See page 11, at http://www.dhs.gov/sites/default/files/publications/privacy/PIAs/privacy_pia_ops_NOC%20MMC%20Update_April2013.pdf

"The NOC MMC retains information for no more than five years to provide situational awareness and establish a common operating picture. This five-year retention schedule is based on the operational needs of the Department."

XI

mr kite said...

Actually, assuming that this data accumulated at a linear rate over the first year, the cost for a year of storage would be $1,080,000.

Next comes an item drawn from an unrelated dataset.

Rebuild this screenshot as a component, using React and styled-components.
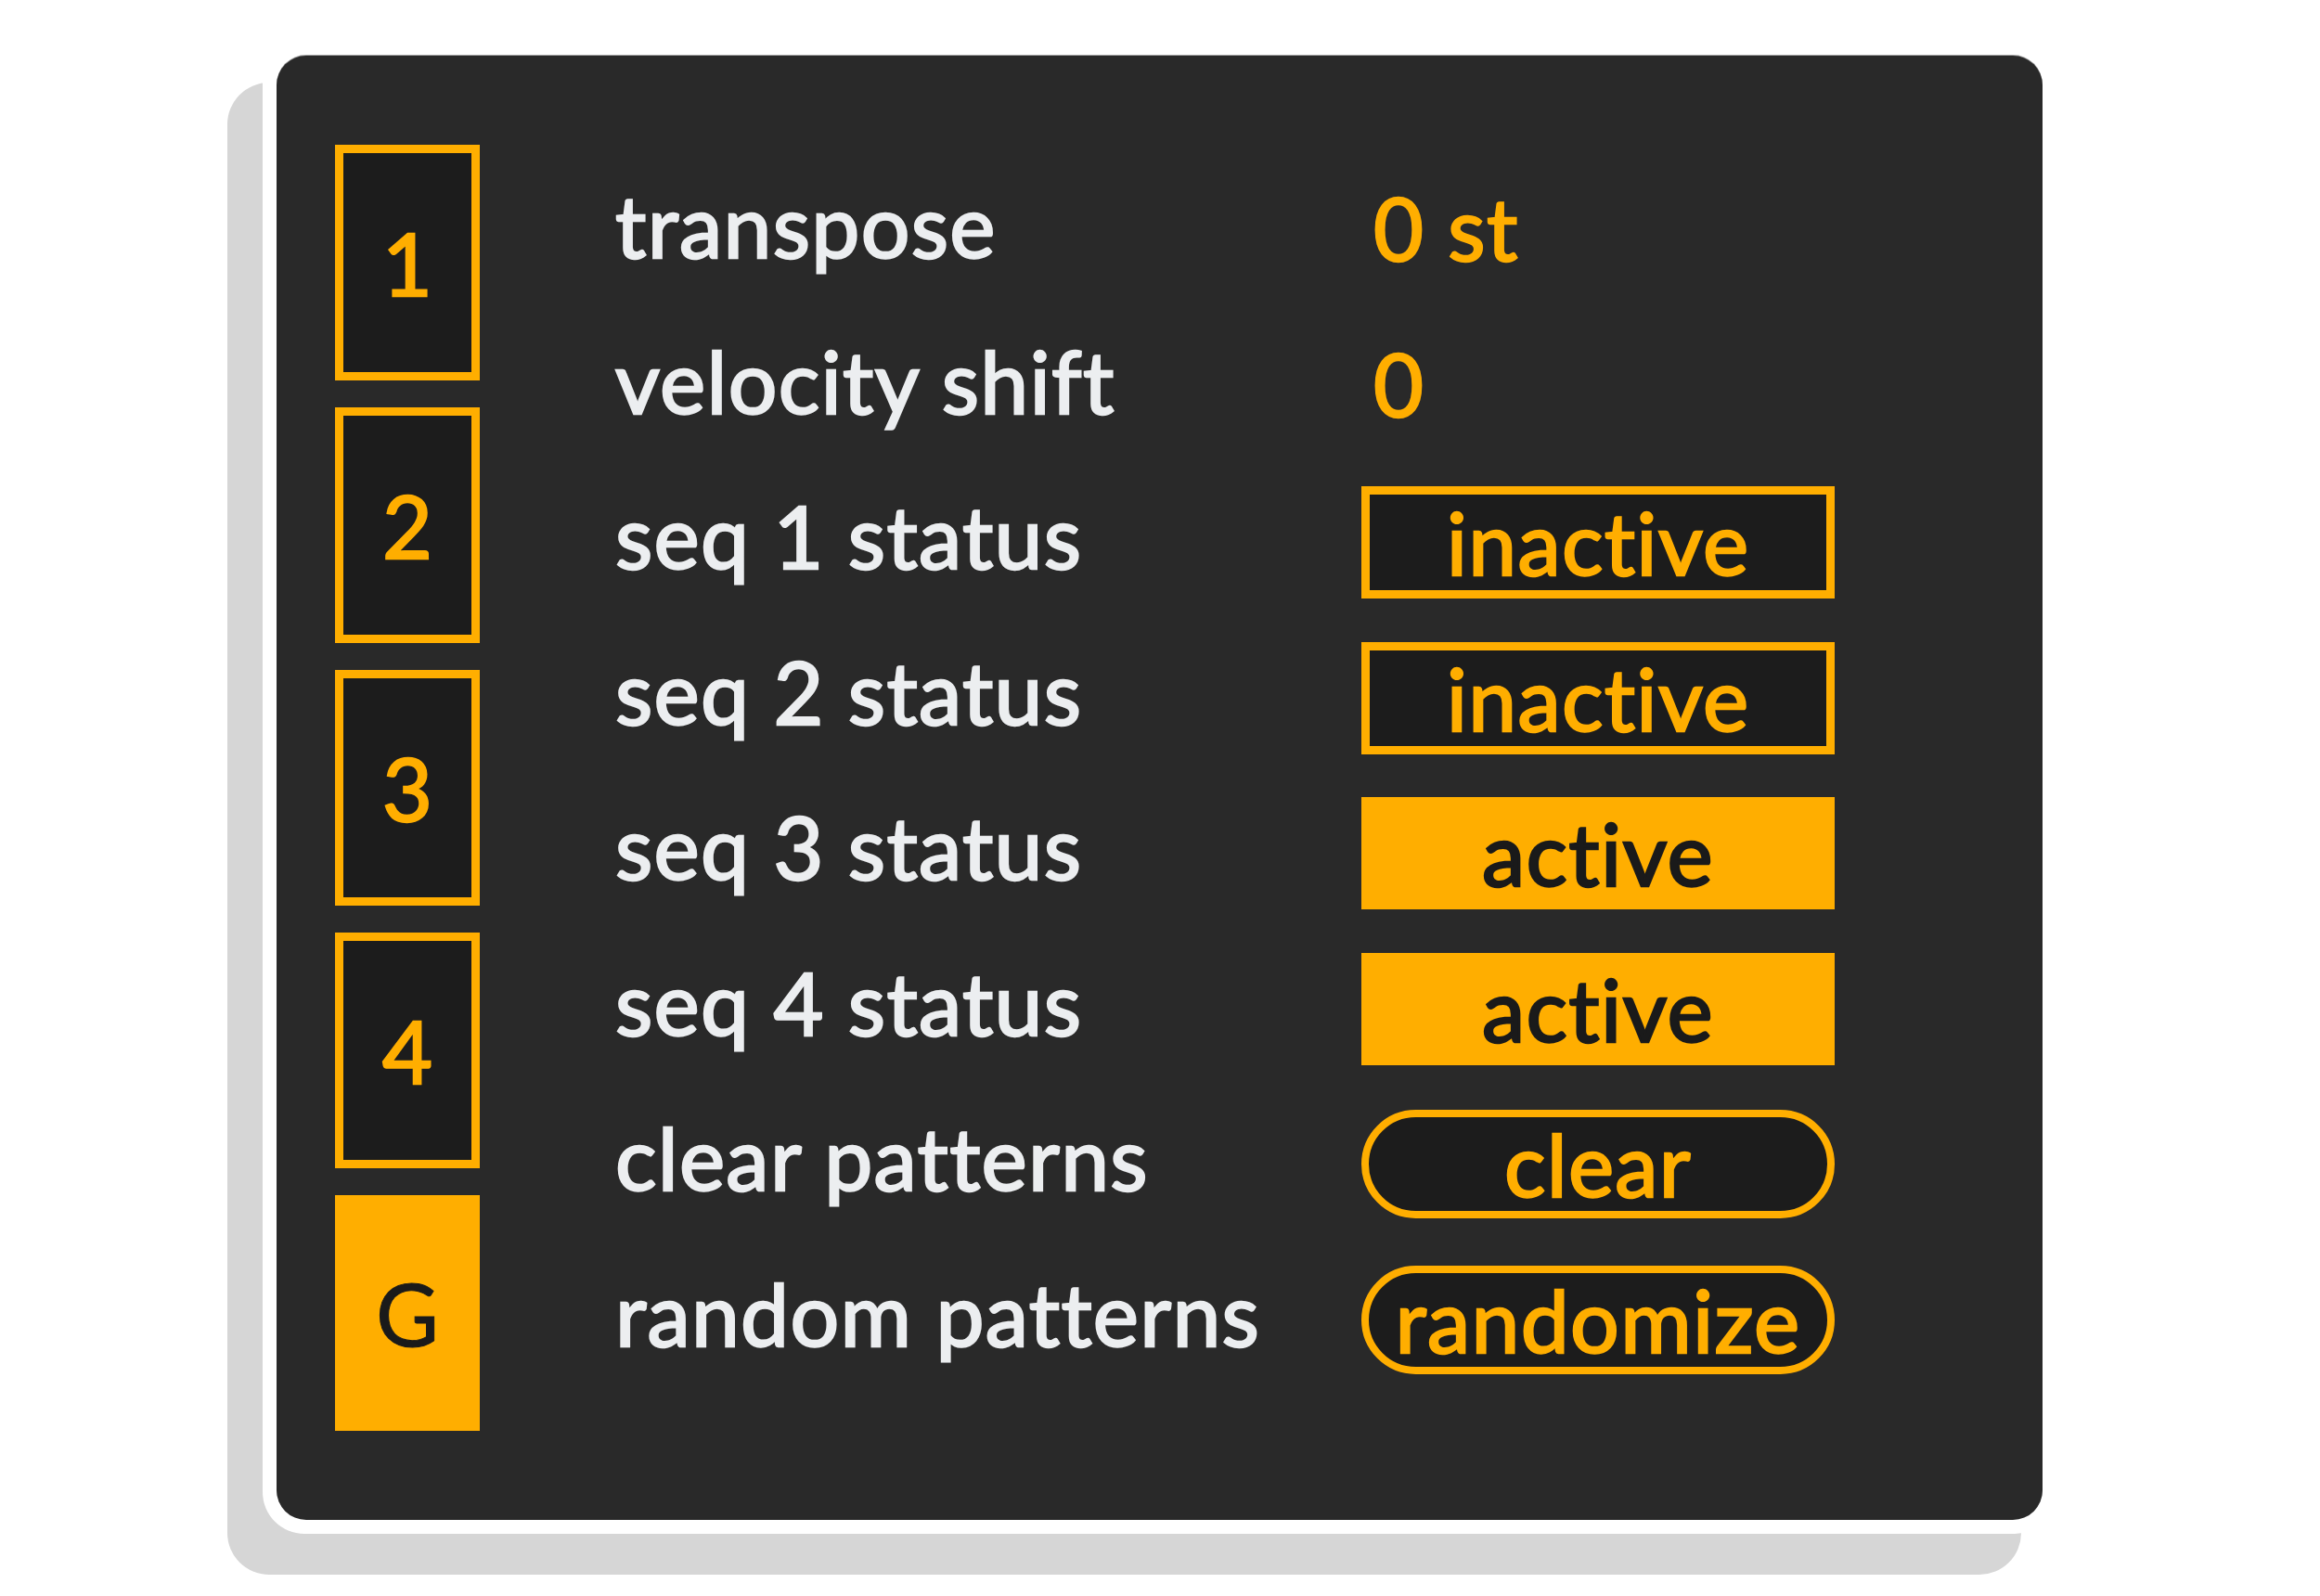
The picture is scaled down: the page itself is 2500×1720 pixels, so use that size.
import React from 'react';
import styled, { createGlobalStyle } from 'styled-components';

const GlobalStyle = createGlobalStyle`
    html, body {
        margin: 0;
        padding: 0;
        background: #ffffff;
    }
    * {
        box-sizing: border-box;
    }
`

const ORANGE = '#ffae00';

const Page = styled.div`
    min-height: 1720px;
    padding: 45px 0 80px 283px;
    font-family: Lato, "Open Sans", sans-serif;
    font-variant-ligatures: none;
    font-feature-settings: "liga" 0, "clig" 0;
    letter-spacing: 1.3px;
    -webkit-text-stroke: 2.4px currentColor;
`

const Frame = styled.div`
    display: inline-block;
    padding: 15px;
    background: #ffffff;
    border-radius: 45px;
    box-shadow: -38px 44px 0 0 #d6d6d6;
`

const Panel = styled.div`
    display: flex;
    width: 1903px;
    height: 1578px;
    padding: 96px 0 0 63px;
    background: #292929;
    border-radius: 32px;
    box-shadow: 0 -1px 0 #a3a3a3;
`

const Tabs = styled.div`
    display: flex;
    flex-direction: column;
    gap: 29px;
`

const Tab = styled.div`
    width: 156px;
    height: 254px;
    display: flex;
    align-items: center;
    justify-content: center;
    font-size: 93px;
    line-height: 1;
    letter-spacing: 0;
    border: 9px solid ${ORANGE};
    background: ${(p) => (p.$on ? ORANGE : '#1c1c1c')};
    color: ${(p) => (p.$on ? '#1a1a1a' : ORANGE)};
    -webkit-text-stroke: ${(p) => (p.$on ? '1px' : '2.4px')} currentColor;
`

const Params = styled.div`
    display: flex;
    flex-direction: column;
    margin: 10px 0 0 146px;
`

const Row = styled.div`
    display: grid;
    grid-template-columns: 804px 510px;
    align-items: center;
    height: 167.5px;
`

const Label = styled.div`
    font-size: 93px;
    line-height: 1;
    color: #eceef0;
    white-space: nowrap;
    padding-bottom: 14px;
`

const Value = styled.div`
    font-size: 93px;
    line-height: 1;
    color: ${ORANGE};
    padding: 0 0 8px 13px;
`

const Toggle = styled.div`
    height: ${(p) => (p.$pill ? '117px' : '121px')};
    display: flex;
    align-items: center;
    justify-content: center;
    font-size: 93px;
    line-height: 1;
    white-space: nowrap;
    border: ${(p) => (p.$pill ? '8px' : '9px')} solid ${ORANGE};
    border-radius: ${(p) => (p.$pill ? '999px' : '0')};
    background: ${(p) => (p.$on ? ORANGE : '#1c1c1c')};
    color: ${(p) => (p.$on ? '#1a1a1a' : ORANGE)};
`

const tabs = ['1', '2', '3', '4', 'G'];

const App = () => {
    return (
        <Page>
            <GlobalStyle />
            <Frame>
                <Panel>
                    <Tabs>
                        {tabs.map((t) => (
                            <Tab key={t} $on={t === 'G'}>{t}</Tab>
                        ))}
                    </Tabs>
                    <Params>
                        <Row>
                            <Label>transpose</Label>
                            <Value>0 st</Value>
                        </Row>
                        <Row>
                            <Label>velocity shift</Label>
                            <Value>0</Value>
                        </Row>
                        <Row>
                            <Label>seq 1 status</Label>
                            <Toggle>inactive</Toggle>
                        </Row>
                        <Row>
                            <Label>seq 2 status</Label>
                            <Toggle>inactive</Toggle>
                        </Row>
                        <Row>
                            <Label>seq 3 status</Label>
                            <Toggle $on>active</Toggle>
                        </Row>
                        <Row>
                            <Label>seq 4 status</Label>
                            <Toggle $on>active</Toggle>
                        </Row>
                        <Row>
                            <Label>clear patterns</Label>
                            <Toggle $pill>clear</Toggle>
                        </Row>
                        <Row>
                            <Label>random patterns</Label>
                            <Toggle $pill>randomize</Toggle>
                        </Row>
                    </Params>
                </Panel>
            </Frame>
        </Page>
    );
}

export default App;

At $.01/GB/month and estimating a data growth rate of 5% annually, you could store all U.S. telephonic conversations for 10 years for a total cost of under $130,000,000 and never have to throw anything away.

How little money is this to our criminal elite? Well, it's about 1/3000th of the budget for Lockheed Martin's "troubled" F-35 fighter jet.

amspirnational said...

Did you hear about the nation's premiere antiwar site, www.antiwar.com suing the FBI over surveillance?
Check it out. Just announced.

Anonymous said...

Oh but Im sure the cost to the tax payer really is in the billions. Your thinking of the cost to the contractor.

Invade your privacy and get rich too. These people are geniuses!